A quality tea is the foundation of a good Chai. Here's your 4-minute Tea crash course. 

All tea comes from the leaves or stems of the Camellia sinensis plant, of which, there are several different varieties. Indian Assam (C. s. var. assamica) is native to Assam, a state in northeastern India, situated south of the eastern Himalayas. Only the buds and new leaves (flushes) - the top 1-2 inches of the plant - are picked during the growing season.

Broadly speaking, tea grades range from Orange Pekoe (OP) to Dust (or Fannings). 

Dust is basically what's left over once all the good bits are picked out. They're broken up and usually sold in mass-produced tea bags. Because it's finer in texture, tea made with Dust releases more tannins than whole leaf tea, resulting in more bitter brews.

Orange Pekoe refers to leaves that are left long and intact, which produces a much milder and sophisticated flavour profile. These are generally expensive and sold in tea speciality stores as long-leaf premium tea.

For The Chai Villain's Sticky Chai Blend, OP leaves are lightly broken to produce a richer brew, whilst maintaining the integrity and cleanness of the tea. This is known as Broken Orange Pekoe and it's essentially the Goldilocks of tea. This results in a tea that is complex: rich, malty, tart and spicy, with wonderful heft and loads of character. 

The quality is also dependent on which flush the leaves are from - the first flush being the first buds of the spring harvesting season.

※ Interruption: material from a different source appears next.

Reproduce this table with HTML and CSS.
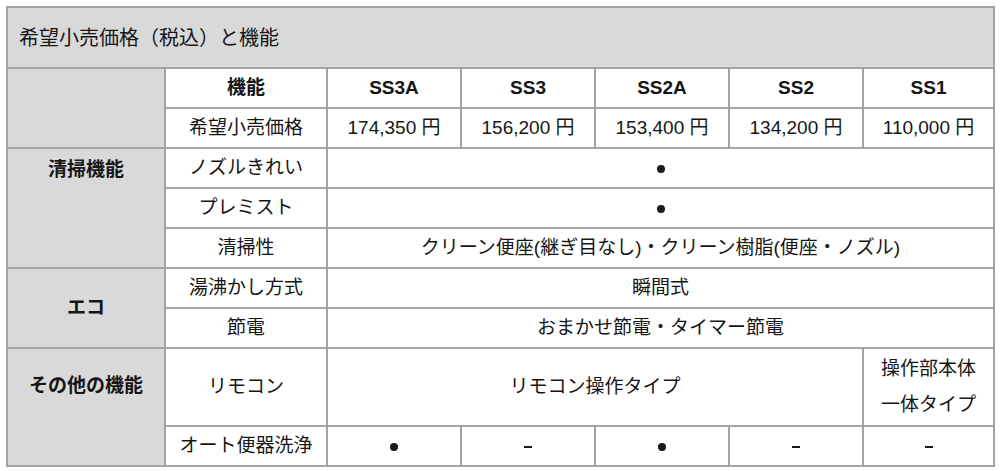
FILE: index.html
```html
<!DOCTYPE html>
<html lang="ja">
<head>
<meta charset="utf-8">
<link rel="stylesheet" href="styles.css">
</head>
<body>
<table class="spec">
  <colgroup>
    <col class="c-cat"><col class="c-feat"><col class="c-m"><col class="c-m"><col class="c-m"><col class="c-m"><col class="c-last">
  </colgroup>
  <tr><th colspan="7" class="title">希望小売価格（税込）と機能</th></tr>
  <tr>
    <td rowspan="2" class="cat"></td>
    <th class="hd">機能</th><th class="hd">SS3A</th><th class="hd">SS3</th><th class="hd">SS2A</th><th class="hd">SS2</th><th class="hd">SS1</th>
  </tr>
  <tr>
    <td>希望小売価格</td><td>174,350 円</td><td>156,200 円</td><td>153,400 円</td><td>134,200 円</td><td>110,000 円</td>
  </tr>
  <tr>
    <td rowspan="3" class="cat cat-top">清掃機能</td>
    <td>ノズルきれい</td><td colspan="5"><span class="dot"></span></td>
  </tr>
  <tr><td>プレミスト</td><td colspan="5"><span class="dot"></span></td></tr>
  <tr><td>清掃性</td><td colspan="5">クリーン便座(継ぎ目なし)・クリーン樹脂(便座・ノズル)</td></tr>
  <tr>
    <td rowspan="2" class="cat">エコ</td>
    <td>湯沸かし方式</td><td colspan="5">瞬間式</td>
  </tr>
  <tr><td>節電</td><td colspan="5">おまかせ節電・タイマー節電</td></tr>
  <tr class="r-tall">
    <td rowspan="2" class="cat cat-other">その他の機能</td>
    <td>リモコン</td><td colspan="4">リモコン操作タイプ</td><td class="two">操作部本体<br>一体タイプ</td>
  </tr>
  <tr>
    <td>オート便器洗浄</td><td><span class="dot"></span></td><td><span class="dash"></span></td><td><span class="dot"></span></td><td><span class="dash"></span></td><td><span class="dash"></span></td>
  </tr>
</table>
</body>
</html>
```
FILE: styles.css
```css
html, body {
  margin: 0;
  padding: 0;
  background: #ffffff;
}
body {
  padding: 6px 0 0 6px;
  font-family: "Liberation Sans", "Noto Sans CJK JP", sans-serif;
  color: #151515;
}
.spec {
  border-collapse: collapse;
  table-layout: fixed;
  width: 987px;
  font-size: 19px;
  border: 2px solid #a3a3a3;
}
.c-cat { width: 158px; }
.c-feat { width: 162px; }
.c-m { width: 134px; }
.c-last { width: 131px; }
.spec td, .spec th {
  border: 2px solid #a3a3a3;
  text-align: center;
  vertical-align: middle;
  padding: 0;
  height: 38px;
  font-weight: normal;
  background: #ffffff;
  line-height: 24px;
}
.spec th.hd {
  font-weight: bold;
}
.spec th.title {
  height: 59px;
  text-align: left;
  padding-left: 11px;
  background: #d9d9d9;
  font-size: 20px;
  font-weight: normal;
}
.spec td.cat {
  background: #d9d9d9;
  font-weight: bold;
}
.spec td.cat-top {
  vertical-align: top;
  padding-top: 9px;
}
.spec td.cat-other {
  vertical-align: top;
  padding-top: 25px;
}
.r-tall td {
  height: 76px;
}
.spec td.two {
  line-height: 36px;
}
.dot {
  display: inline-block;
  width: 8px;
  height: 8px;
  border-radius: 50%;
  background: #1a1a1a;
  vertical-align: middle;
}
.dash {
  display: inline-block;
  width: 8px;
  height: 2px;
  background: #1a1a1a;
  vertical-align: middle;
}
```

Just know that the flavour of the tea develops as you get later into the harvesting season: the first flush is delicate and astringent in flavour and the second flush is more rounded and fruity, and so on. 

Like wine, tea is hugely affected by the terroir, or growing and production conditions of the estate. Having sampled teas from numerous producers, The Villain has selected tea from a HACCP and ACO-accredited Organic estate, because we want only the best going into our Sticky Chai Blend.